15 January 2014Patents

Limelight case to be heard at US Supreme Court

On January 10, the US Supreme Court agreed to hear a case between Limelight Networks and Akamai Technologies that relates to a patent covering a method of delivering content on a webpage.

The court will decide whether the Federal Circuit erred in holding that Limelight may be held liable for inducing patent infringement, even where no one company committed direct infringement.

Akamai sued Limelight at the US District Court for the District of Massachusetts, accusing it of both direct and induced infringement of the method patent.

The court found that as Limelight had not performed all of the steps claimed in the Akamai patent, with Limelight’s customers performing the remaining steps, Limelight did not directly infringe the patent.

Limelight appealed against the decision at the Federal Circuit, where an en banc panel found that Akamai did not have to show that any Limelight customer directly infringed the patent.
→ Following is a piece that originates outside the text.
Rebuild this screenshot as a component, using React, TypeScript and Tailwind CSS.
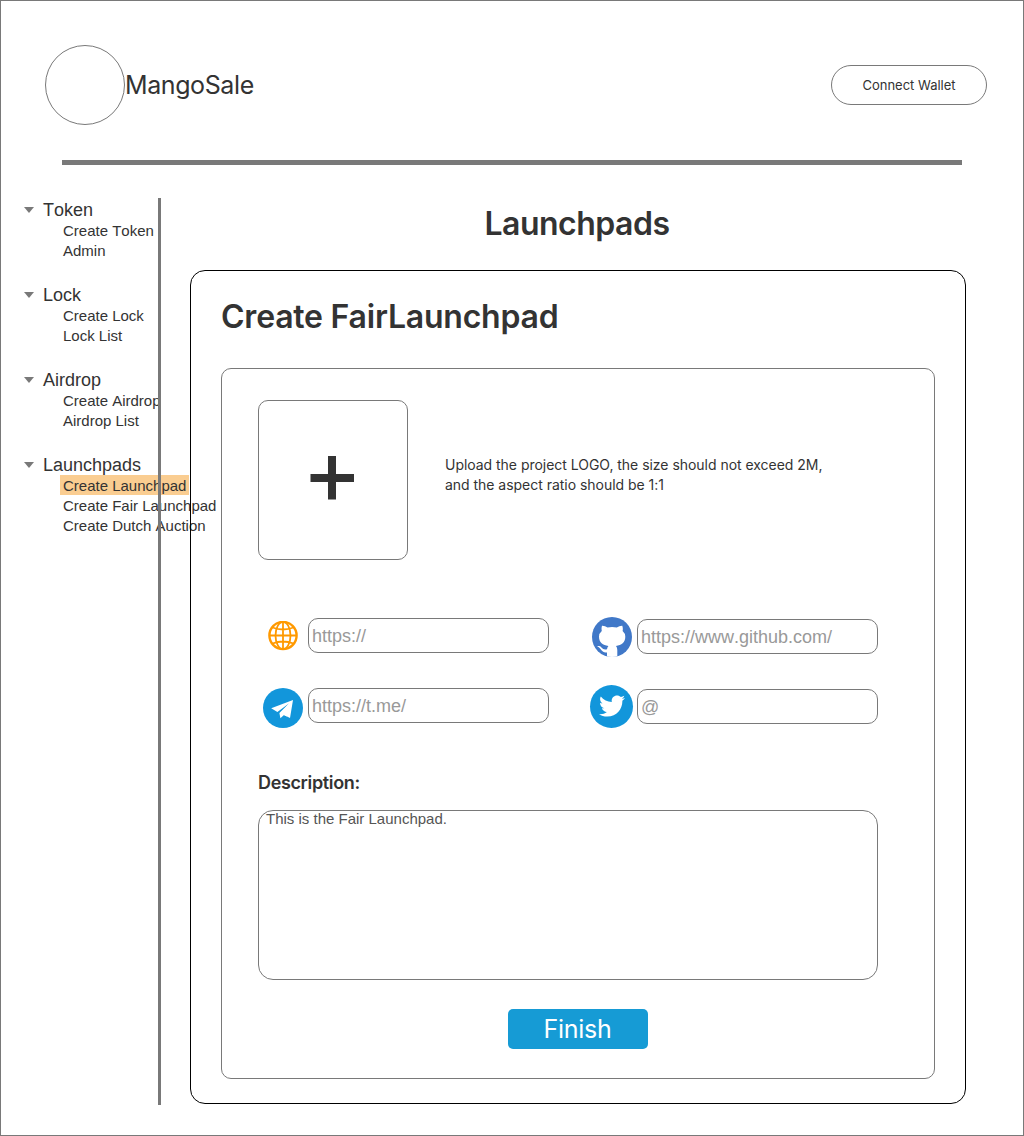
import { FaTwitter } from "react-icons/fa";
import type { ReactNode } from "react";

const menu = [
  { title: "Token", items: ["Create Token", "Admin"] },
  { title: "Lock", items: ["Create Lock", "Lock List"] },
  { title: "Airdrop", items: ["Create Airdrop", "Airdrop List"] },
  { title: "Launchpads", items: ["Create Launchpad", "Create Fair Launchpad", "Create Dutch Auction"] },
];

function Sidebar() {
  return (
    <nav className="w-[157px] pt-px pl-[23px] font-['Liberation_Sans',sans-serif] whitespace-nowrap [font-kerning:none]">
      {menu.map((group) => (
        <section key={group.title} className="mb-6">
          <div className="flex h-5 items-center">
            <svg className="mt-[2px] h-[6px] w-[10px]" viewBox="0 0 10 6">
              <path d="M0 0H10L5 6Z" fill="#797979" />
            </svg>
            <h2 className="ml-[9px] pt-0.5 text-[18px] leading-[20px]">{group.title}</h2>
          </div>
          <ul className="mt-px ml-9 text-[15px]">
            {group.items.map((item) => (
              <li
                key={item}
                className={
                  item === "Create Launchpad"
                    ? "h-5 w-[129px] bg-[#facd91] pl-[3px] leading-[21px]"
                    : "h-5 w-[129px] pl-[3px] leading-[21px]"
                }
              >
                {item}
              </li>
            ))}
          </ul>
        </section>
      ))}
    </nav>
  );
}

function GlobeIcon() {
  return (
    <svg className="h-[30px] w-[30px]" viewBox="0 0 30 30" fill="none" stroke="#ff9900" strokeWidth="1.8">
      <circle cx="15" cy="14.5" r="13.6" strokeWidth="2.4" />
      <ellipse cx="15" cy="14.5" rx="7.5" ry="13.6" />
      <path d="M15 1V28M1 14.5H29M4.5 6.5Q15 10.5 25.5 6.5M4.5 22.5Q15 18.5 25.5 22.5" />
    </svg>
  );
}

function TelegramIcon() {
  return (
    <svg className="mt-[5px] h-10 w-10 shrink-0" viewBox="0 0 40 40">
      <circle cx="20" cy="20" r="20" fill="#1296db" />
      <path fill="#fff" d="M8.2 20.3L30 12L27 29.9L21 27L17.4 30.3L16.4 25L26.2 15.3L14.4 23.9Z" />
      <path fill="#fff" d="M17.2 25.3L27.5 14L24 28.4Z" />
    </svg>
  );
}

function TwitterIcon() {
  return (
    <div className="-mt-px mr-px flex h-[43px] w-[43px] shrink-0 items-center justify-center rounded-full bg-[#1296db] text-white">
      <FaTwitter className="h-[26px] w-[26px]" />
    </div>
  );
}

function GithubIcon() {
  return (
    <svg className="h-10 w-10 shrink-0" viewBox="0 0 40 40">
      <defs>
        <clipPath id="disc">
          <circle cx="20" cy="20" r="20" />
        </clipPath>
      </defs>
      <g clipPath="url(#disc)">
        <rect width="40" height="40" fill="#4078c8" />
        <path
          fill="#fff"
          d="M10 8.7Q13 8.6 15.5 10.4Q20 9.5 24.8 10.4Q27.5 8.6 30.3 8.7Q31.2 11.5 30.6 14Q33.3 16.2 33.3 19.8C33.3 25.8 29.5 28.2 24 28.9Q25.3 30.3 25.3 33V41H15V35.4C9.5 36.2 9.8 31.8 5.5 29.6Q4.5 28.7 7 29C10.5 29.8 9.8 33.3 15 32.2Q15.2 30.2 16.4 28.9C10.8 28.2 7 25.8 7 19.8Q7 16.2 9.8 14Q9.2 11.5 10 8.7Z"
        />
      </g>
    </svg>
  );
}

function LinkField({ icon, value }: { icon: ReactNode; value: string }) {
  return (
    <div className="flex h-[35px] items-center">
      <div className="flex h-[35px] w-[50px] shrink-0 items-center justify-center">{icon}</div>
      <div className="flex h-[35px] w-[241px] items-center rounded-[10px] border border-[#797979] pt-0.5 pl-[3px] font-['Liberation_Sans',sans-serif] text-[18px] text-[#999] [font-kerning:none]">
        {value}
      </div>
    </div>
  );
}

export default function App() {
  return (
    <div className="h-[1136px] w-[1024px] overflow-hidden border border-[#797979] bg-white font-[Inter,sans-serif] text-[#333]">
      <header className="flex h-[124px] items-end justify-between pr-9 pl-11">
        <div className="flex items-center">
          <div className="h-20 w-20 rounded-full border border-[#797979]" />
          <span className="pt-0.5 text-[25px] tracking-[-0.4px]">MangoSale</span>
        </div>
        <button className="mb-5 h-10 w-[156px] rounded-full border border-[#797979] pt-0.5 text-[13px]">
          Connect Wallet
        </button>
      </header>
      <div className="mt-[35px] ml-[61px] h-[5px] w-[900px] bg-[#797979]" />

      <div className="mt-[33px] flex">
        <Sidebar />
        <div className="relative h-[907px] w-[3px] shrink-0 bg-[#797979]" />
        <main className="relative ml-[29px] w-[776px]">
          <h1 className="h-[72px] pt-1 pr-0.5 text-center text-[32px] leading-[44px] font-semibold tracking-[-0.5px]">
            Launchpads
          </h1>
          <section className="h-[834px] rounded-[15px] border border-black px-[30px]">
            <h2 className="pt-6 text-[32px] leading-[44px] font-semibold tracking-[-0.22px]">Create FairLaunchpad</h2>
            <div className="mt-[29px] h-[711px] w-[714px] rounded-[10px] border border-[#797979] pt-[31px] pl-9">
              <div className="flex">
                <div className="flex h-40 w-[150px] items-center justify-center rounded-[10px] border border-[#797979]">
                  <svg className="mt-[-4px] ml-[-2px] h-11 w-11" viewBox="0 0 44 44">
                    <path d="M18 0H26V18H44V26H26V43.5H18V26H0.5V18H18Z" fill="#333" />
                  </svg>
                </div>
                <p className="mt-[55px] ml-[37px] text-[14px] leading-5 tracking-[-0.03px]">
                  Upload the project LOGO, the size should not exceed 2M,
                  <br />
                  and the aspect ratio should be 1:1
                </p>
              </div>

              <div className="mt-[58px] flex gap-[38px]">
                <div className="flex flex-col gap-[35px]">
                  <LinkField value="https://" icon={<GlobeIcon />} />
                  <LinkField value="https://t.me/" icon={<TelegramIcon />} />
                </div>
                <div className="mt-px flex flex-col gap-[35px]">
                  <LinkField value="https://www.github.com/" icon={<GithubIcon />} />
                  <LinkField value="@" icon={<TwitterIcon />} />
                </div>
              </div>

              <h3 className="mt-[46px] text-[18px] leading-[25px] font-semibold tracking-[-0.35px]">Description:</h3>
              <div className="mt-[15px] h-[170px] w-[620px] rounded-[15px] border border-[#797979] pl-[7px] font-['Liberation_Sans',sans-serif] text-[15px] leading-[15px] text-[#555]">
                This is the Fair Launchpad.
              </div>
              <button className="mt-[29px] ml-[250px] h-10 w-[140px] rounded-[5px] bg-[#169bd5] pt-0.5 pr-px text-[25px] tracking-[-0.3px] text-white">
                Finish
              </button>
            </div>
          </section>
        </main>
      </div>
    </div>
  );
}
The court also said that Limelight can be held liable for infringement of the patent if it is found to have induced infringement.
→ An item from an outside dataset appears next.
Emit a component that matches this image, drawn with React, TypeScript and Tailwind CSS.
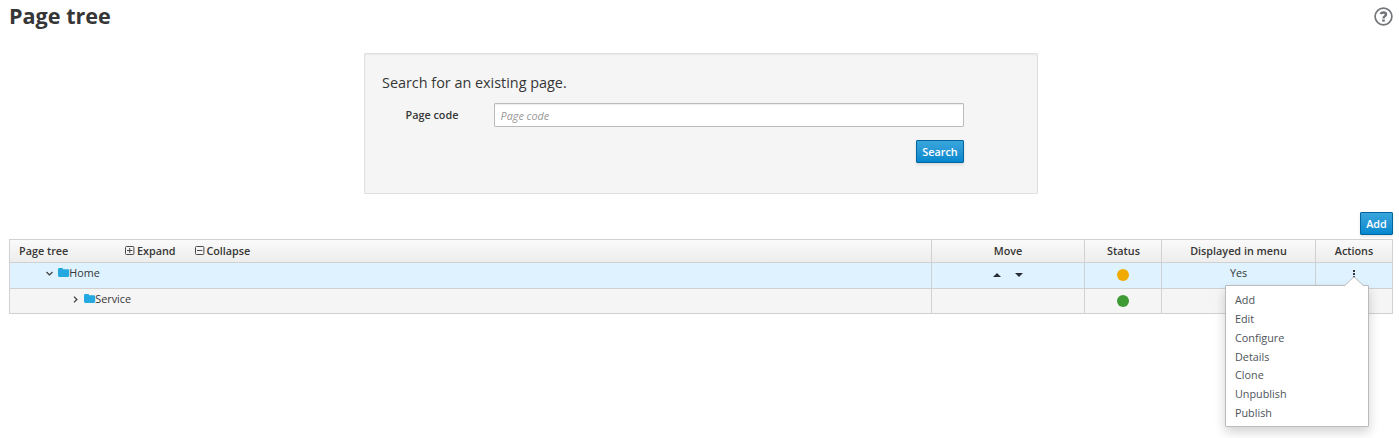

“The problem of divided infringement in induced infringement cases typically arises only with respect to method patents,” the Federal Circuit decision said.

“In the case of method patents, parties that jointly practice a patented invention can often arrange to share performance of the claimed steps between them.”

In December 2012, Limelight filed a writ of certiorari to the US Supreme Court, and in February 2013 a group of companies including Google, Cisco Systems and Oracle submitted an amicus brief in its support.

Steven Auvil, partner and leader of the IP and technology litigation practice for Squire Sanders in Washington, DC and Cleveland, described Limelight as a very important case: “It is of concern to a wide swath of the industrial economy, including pharmaceuticals, financial services, mobile, internet retail and others.

“The US Supreme Court should finally put to rest how method claims are to be analysed for infringement purposes when not all of the steps are performed by one entity.”

He added that the lower court’s finding that induced infringement can occur, even though no single actor has committed direct infringement, is a significant change in law: “It created controversy because it increased the risk of induced infringement.

“As for Limelight, under the new law, it could be on the hook for indirect infringement damages if it were found to induce others to perform some of the claimed method steps, even if Limelight did not direct or control them. This holding – supported by a bare majority of the lower court - surprised a lot of people and is very controversial.”